### Record extracts:
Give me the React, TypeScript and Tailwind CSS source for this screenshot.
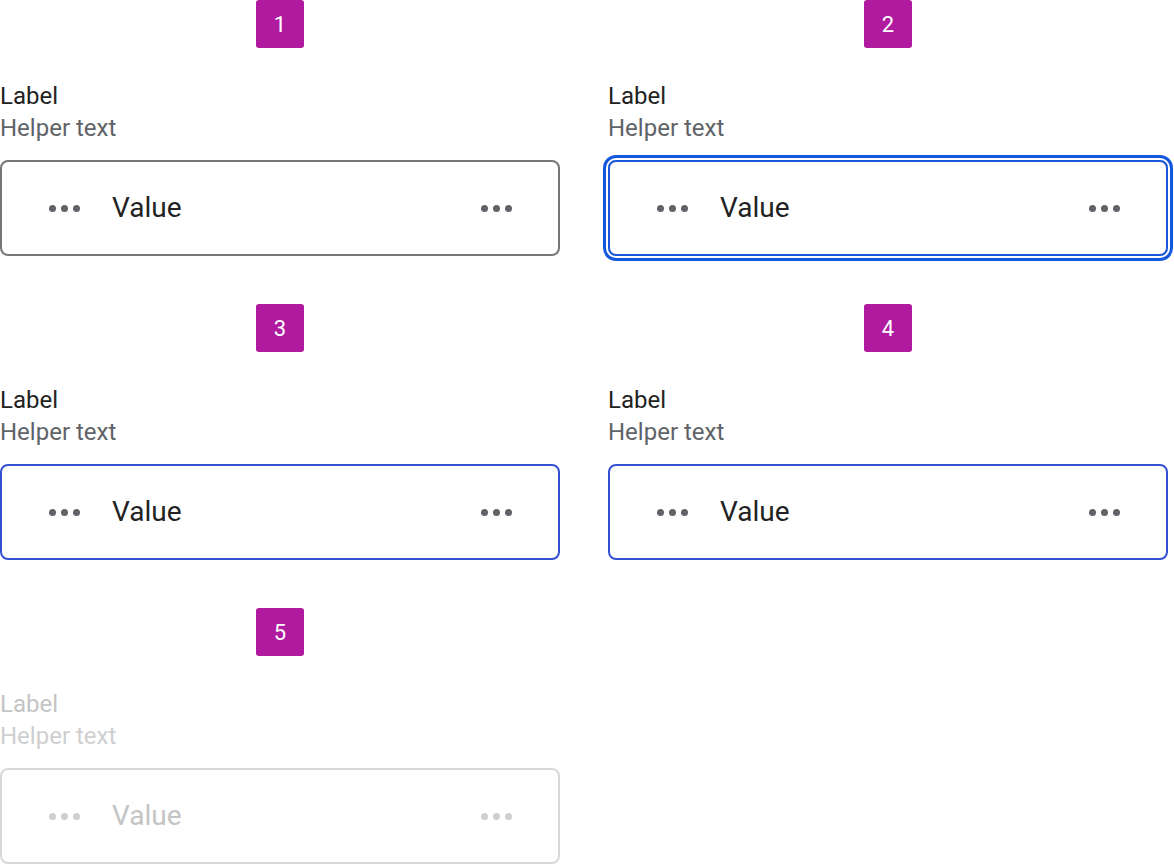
import React from 'react';

type FieldState = 'default' | 'focus' | 'active' | 'hover' | 'disabled';

const Dots = ({ disabled }: { disabled?: boolean }) => (
  <div className="w-8 h-8 flex items-center justify-center gap-[5px]">
    {[0, 1, 2].map((i) => (
      <span key={i} className={`w-[7px] h-[7px] rounded-full ${disabled ? 'bg-[#cfcfcf]' : 'bg-[#5f6368]'}`} />
    ))}
  </div>
);

const Badge = ({ n }: { n: number }) => (
  <div className="flex justify-center">
    <div className="w-12 h-12 rounded-[3px] bg-[#b01a9f] text-white text-[22px] flex items-center justify-center">
      {n}
    </div>
  </div>
);

const Field = ({ n, state }: { n: number; state: FieldState }) => {
  const disabled = state === 'disabled';

  const boxStyles: Record<FieldState, string> = {
    default: 'border-2 border-[#767676]',
    focus: 'border-2 border-[#1d56d8] shadow-[0_0_0_2px_#ffffff,0_0_0_5px_#1558e0]',
    active: 'border-2 border-[#3452d2]',
    hover: 'border-2 border-[#3452d2]',
    disabled: 'border-2 border-[#d8d8d8]',
  };

  return (
    <div className="flex flex-col">
      <Badge n={n} />
      <div className={`mt-8 text-[24px] leading-8 ${disabled ? 'text-[#c4c4c4]' : 'text-[#222222]'}`}>Label</div>
      <div className={`text-[24px] leading-8 ${disabled ? 'text-[#cfcfcf]' : 'text-[#5f6368]'}`}>Helper text</div>
      <div className={`mt-4 h-24 rounded-lg flex items-center pl-[46px] pr-[46px] gap-8 ${boxStyles[state]}`}>
        <Dots disabled={disabled} />
        <span className={`flex-1 text-[28px] ${disabled ? 'text-[#c4c4c4]' : 'text-[#222222]'}`}>Value</span>
        <Dots disabled={disabled} />
      </div>
    </div>
  );
};

export default function App() {
  return (
    <div className="w-[1174px] h-[864px] bg-white overflow-hidden" style={{ fontFamily: 'Roboto, "Noto Sans", sans-serif' }}>
      <div className="grid grid-cols-[560px_560px] gap-x-12 gap-y-12">
        <Field n={1} state="default" />
        <Field n={2} state="focus" />
        <Field n={3} state="active" />
        <Field n={4} state="hover" />
        <Field n={5} state="disabled" />
      </div>
    </div>
  );
}
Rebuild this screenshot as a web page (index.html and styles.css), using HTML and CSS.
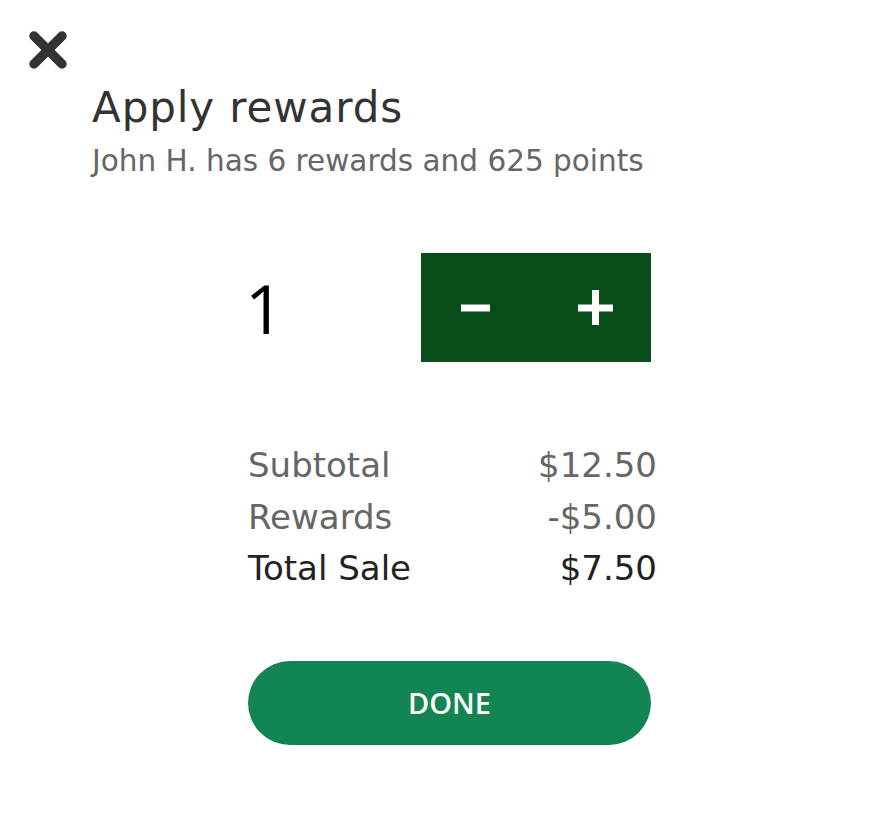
FILE: index.html
```html
<!DOCTYPE html>
<html lang="en">
<head>
<meta charset="utf-8">
<title>Apply rewards</title>
<link rel="stylesheet" href="styles.css">
</head>
<body>
<div class="page">
  <button class="close" aria-label="Close">
    <svg width="38" height="38" viewBox="0 0 38 38"><path d="M5 5 L33 33 M33 5 L5 33" stroke="#333" stroke-width="9.5" stroke-linecap="round"/></svg>
  </button>
  <header class="header">
    <h1 class="title">Apply rewards</h1>
    <p class="subtitle">John H. has 6 rewards and 625 points</p>
  </header>
  <main class="panel">
    <div class="stepper">
      <div class="count">1</div>
      <div class="controls">
        <button class="ctrl ctrl-minus" aria-label="Decrease">
          <svg width="30" height="8" viewBox="0 0 30 8"><rect x="0" y="0.5" width="29" height="7" fill="#fff"/></svg>
        </button>
        <button class="ctrl ctrl-plus" aria-label="Increase">
          <svg width="36" height="36" viewBox="0 0 36 36"><rect x="0" y="14.5" width="35" height="7" fill="#fff"/><rect x="14" y="0" width="7" height="35" fill="#fff"/></svg>
        </button>
      </div>
    </div>
    <div class="summary">
      <div class="row muted"><span>Subtotal</span><span>$12.50</span></div>
      <div class="row muted"><span>Rewards</span><span>-$5.00</span></div>
      <div class="row total"><span>Total Sale</span><span>$7.50</span></div>
    </div>
    <button class="done">DONE</button>
  </main>
</div>
</body>
</html>
```

FILE: styles.css
```css
* { box-sizing: border-box; }
body {
  margin: 0;
  background: #fff;
  font-family: "DejaVu Sans", "Open Sans", sans-serif;
}
.page {
  display: flex;
  flex-direction: column;
  padding: 31px 0 0 29px;
}
.close {
  width: 38px;
  height: 38px;
  padding: 0;
  border: 0;
  background: none;
  display: flex;
}
.header {
  margin: 14px 0 0 63px;
}
.title {
  margin: 0;
  font-size: 42px;
  line-height: 50px;
  font-weight: 400;
  color: #333;
  letter-spacing: 0.9px;
}
.subtitle {
  margin: 10px 0 0;
  font-size: 29.5px;
  line-height: 36px;
  color: #666;
}
.panel {
  margin: 74px 0 0 219px;
  width: 409px;
  display: flex;
  flex-direction: column;
}
.stepper {
  display: flex;
  align-items: center;
}
.count {
  width: 173px;
  padding-left: 0;
  font-family: "Open Sans", sans-serif;
  font-weight: 500;
  font-size: 68px;
  line-height: 1;
  color: #000;
  text-indent: -3px;
}
.controls {
  width: 230px;
  height: 109px;
  background: #084c19;
  display: flex;
}
.ctrl {
  flex: 1;
  border: 0;
  background: none;
  padding: 0;
  display: flex;
  align-items: center;
  justify-content: center;
}
.ctrl-minus { padding-right: 4px; }
.ctrl-plus { padding-left: 6px; }
.summary {
  margin-top: 78px;
  display: flex;
  flex-direction: column;
}
.row {
  display: flex;
  justify-content: space-between;
  font-size: 34px;
  line-height: 51.5px;
}
.muted { color: #666; }
.total { color: #222; }
.done {
  margin-top: 66px;
  width: 403px;
  height: 84px;
  border: 0;
  border-radius: 42px;
  background: #138552;
  color: #fff;
  font-family: "Open Sans", sans-serif;
  font-weight: 600;
  font-size: 29px;
}
```
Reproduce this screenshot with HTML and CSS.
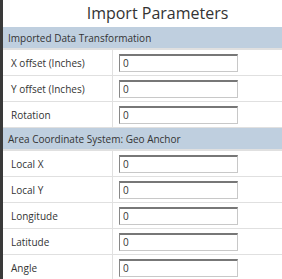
FILE: index.html
```html
<!DOCTYPE html>
<html lang="en">
<head>
  <meta charset="UTF-8">
  <title>Import Parameters</title>
  <link rel="stylesheet" href="styles.css">
</head>
<body>
  <div class="frame">
    <div class="edge"></div>
    <div class="panel">
      <div class="title">Import Parameters</div>
      <table class="params">
        <tr class="group"><td colspan="2">Imported Data Transformation</td></tr>
        <tr><td class="label">X offset (Inches)</td><td class="field"><input type="text" value="0"></td></tr>
        <tr><td class="label">Y offset (Inches)</td><td class="field"><input type="text" value="0"></td></tr>
        <tr><td class="label">Rotation</td><td class="field"><input type="text" value="0"></td></tr>
        <tr class="group"><td colspan="2">Area Coordinate System: Geo Anchor</td></tr>
        <tr><td class="label">Local X</td><td class="field"><input type="text" value="0"></td></tr>
        <tr><td class="label">Local Y</td><td class="field"><input type="text" value="0"></td></tr>
        <tr><td class="label">Longitude</td><td class="field"><input type="text" value="0"></td></tr>
        <tr><td class="label">Latitude</td><td class="field"><input type="text" value="0"></td></tr>
        <tr><td class="label">Angle</td><td class="field"><input type="text" value="0"></td></tr>
      </table>
    </div>
  </div>
</body>
</html>
```
FILE: styles.css
```css
html, body { overflow: hidden; }
body { margin: 0; background: #fff; font-family: "Open Sans", "Liberation Sans", sans-serif; color: #333; }
.frame { display: flex; width: 320px; }
.edge { width: 3px; background: #3a3a3a; flex: none; min-height: 300px; }
.panel { width: 309px; flex: none; }
.title { height: 27px; line-height: 27px; text-align: center; font-size: 16px; color: #333; }
.params { width: 100%; border-collapse: collapse; font-size: 10px; }
.params td { border-bottom: 1px solid #e0e0e0; padding: 0; }
.group td { background: #bfcfdf; height: 21px; padding-left: 5px; border-bottom: 2px solid #e0e0e0; }
.label { width: 101px; height: 25px; padding-left: 8px !important; border-right: 1px solid #e0e0e0; }
.field { padding-left: 6px !important; }
.field input { width: 111px; height: 15px; padding: 0 3px; font: 10px "Open Sans", "Liberation Sans", sans-serif; color: #333; border: 1px solid #c8c8c8; border-top: 2px solid #777; border-left: 1px solid #888; display: block; }
```
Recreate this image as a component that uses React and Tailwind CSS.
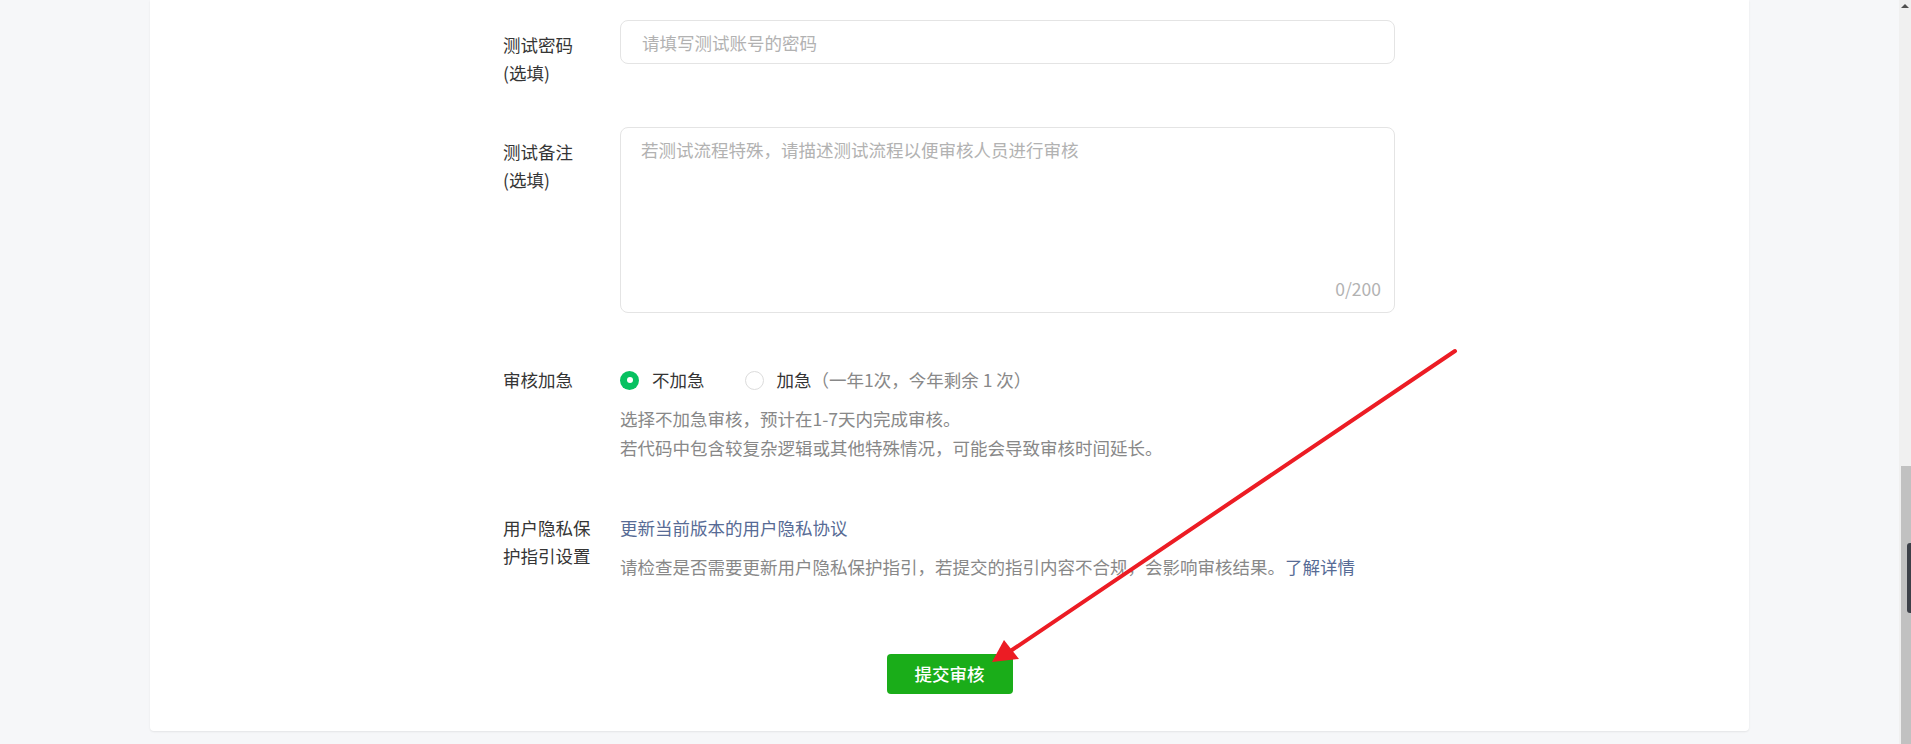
import React, { useState } from 'react'

const FormRow = ({ label, labelPad = 'pt-[11px]', className = '', children }) => {
  return (
    <div className={`flex ${className}`}>
      <div className={`w-[96px] mr-[21px] shrink-0 text-[#353535] leading-[28px] ${labelPad}`}>
        {label}
      </div>
      <div className="w-[775px]">{children}</div>
    </div>
  );
};

const Radio = ({ checked, onClick, children }) => {
  return (
    <label className="flex items-center cursor-pointer" onClick={onClick}>
      {checked ? (
        <span className="w-[19px] h-[19px] rounded-full bg-[#07c160] flex items-center justify-center">
          <span className="w-[6px] h-[6px] rounded-full bg-white"></span>
        </span>
      ) : (
        <span className="w-[19px] h-[19px] rounded-full border border-[#dcdcdc] bg-white"></span>
      )}
      <span className="ml-[13px]">{children}</span>
    </label>
  );
};

const App = () => {
  const [urgent, setUrgent] = useState(false);
  const [note, setNote] = useState('');

  return (
    <div className="min-h-screen bg-[#f6f7f9] flex font-['Noto_Sans_CJK_SC',sans-serif] text-[17.5px]">
      <div className="flex-1 px-[150px] pb-[13px]">
        <div className="bg-white rounded-b-[4px] shadow-[0_1px_2px_rgba(0,0,0,0.08)] pl-[353px] pt-[20px] pb-[37px]">
          <FormRow label={<>测试密码<br />(选填)</>} className="mb-[40px]">
            <input
              type="password"
              placeholder="请填写测试账号的密码"
              className="w-full h-[44px] px-[21px] border border-[#e4e4e4] rounded-[8px] outline-none placeholder:text-[#b2b2b2]"
            />
          </FormRow>

          <FormRow label={<>测试备注<br />(选填)</>} className="mb-[53px]">
            <div className="relative">
              <textarea
                value={note}
                onChange={(e) => setNote(e.target.value.slice(0, 200))}
                placeholder="若测试流程特殊，请描述测试流程以便审核人员进行审核"
                className="block w-full h-[186px] px-[20px] pt-[8px] border border-[#e4e4e4] rounded-[8px] outline-none resize-none leading-[28px] placeholder:text-[#b2b2b2]"
              />
              <span className="absolute right-[14px] bottom-[10px] text-[#b2b2b2] leading-[28px]">
                {note.length}/200
              </span>
            </div>
          </FormRow>

          <FormRow label="审核加急" labelPad="pt-0" className="mb-[52px]">
            <div className="flex items-center h-[28px] text-[#353535] leading-[28px]">
              <Radio checked={!urgent} onClick={() => setUrgent(false)}>不加急</Radio>
              <div className="ml-[40px]">
                <Radio checked={urgent} onClick={() => setUrgent(true)}>
                  加急<span className="text-[#888]">（一年1次，今年剩余 1 次）</span>
                </Radio>
              </div>
            </div>
            <p className="mt-[10px] text-[#888] leading-[29px]">
              选择不加急审核，预计在1-7天内完成审核。<br />
              若代码中包含较复杂逻辑或其他特殊情况，可能会导致审核时间延长。
            </p>
          </FormRow>

          <FormRow label="用户隐私保护指引设置" labelPad="pt-0">
            <a href="#" className="block text-[#576b95] leading-[28px]">更新当前版本的用户隐私协议</a>
            <p className="mt-[10px] text-[#888] leading-[29px]">
              请检查是否需要更新用户隐私保护指引，若提交的指引内容不合规，会影响审核结果。
              <a href="#" className="text-[#576b95]">了解详情</a>
            </p>
          </FormRow>

          <div className="flex justify-center mt-[73px] -ml-[353px]">
            <button className="w-[126px] h-[40px] rounded-[4px] bg-[#1aad19] text-white font-medium">
              提交审核
            </button>
          </div>
        </div>
      </div>

      {/* scrollbar */}
      <div className="w-[12px] shrink-0 bg-[#f0f0f0] flex flex-col">
        <div className="h-[466px] flex justify-center pt-[4px]">
          <div className="w-0 h-0 border-l-[4px] border-r-[4px] border-b-[4px] border-l-transparent border-r-transparent border-b-[#505050]"></div>
        </div>
        <div className="flex-1 ml-[2px] bg-[#c1c1c1] relative">
          <div className="absolute right-0 top-[77px] w-[4px] h-[70px] rounded-l-[3px] bg-[#3c4048]"></div>
        </div>
      </div>

      {/* annotation arrow */}
      <svg className="absolute left-0 top-0 pointer-events-none" width="1911" height="744">
        <line x1="1455" y1="351" x2="1012" y2="650" stroke="#ec1c24" strokeWidth="4" strokeLinecap="round" />
        <polygon points="992,662 1004,640 1019,659" fill="#ec1c24" />
      </svg>
    </div>
  );
};

export default App;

### Aim:
Where a line above contains the word "page", copy that line.

### Exercise response:
Rebuild this screenshot as a web page (index.html and styles.css), using HTML and CSS.
<div class="page">
.page {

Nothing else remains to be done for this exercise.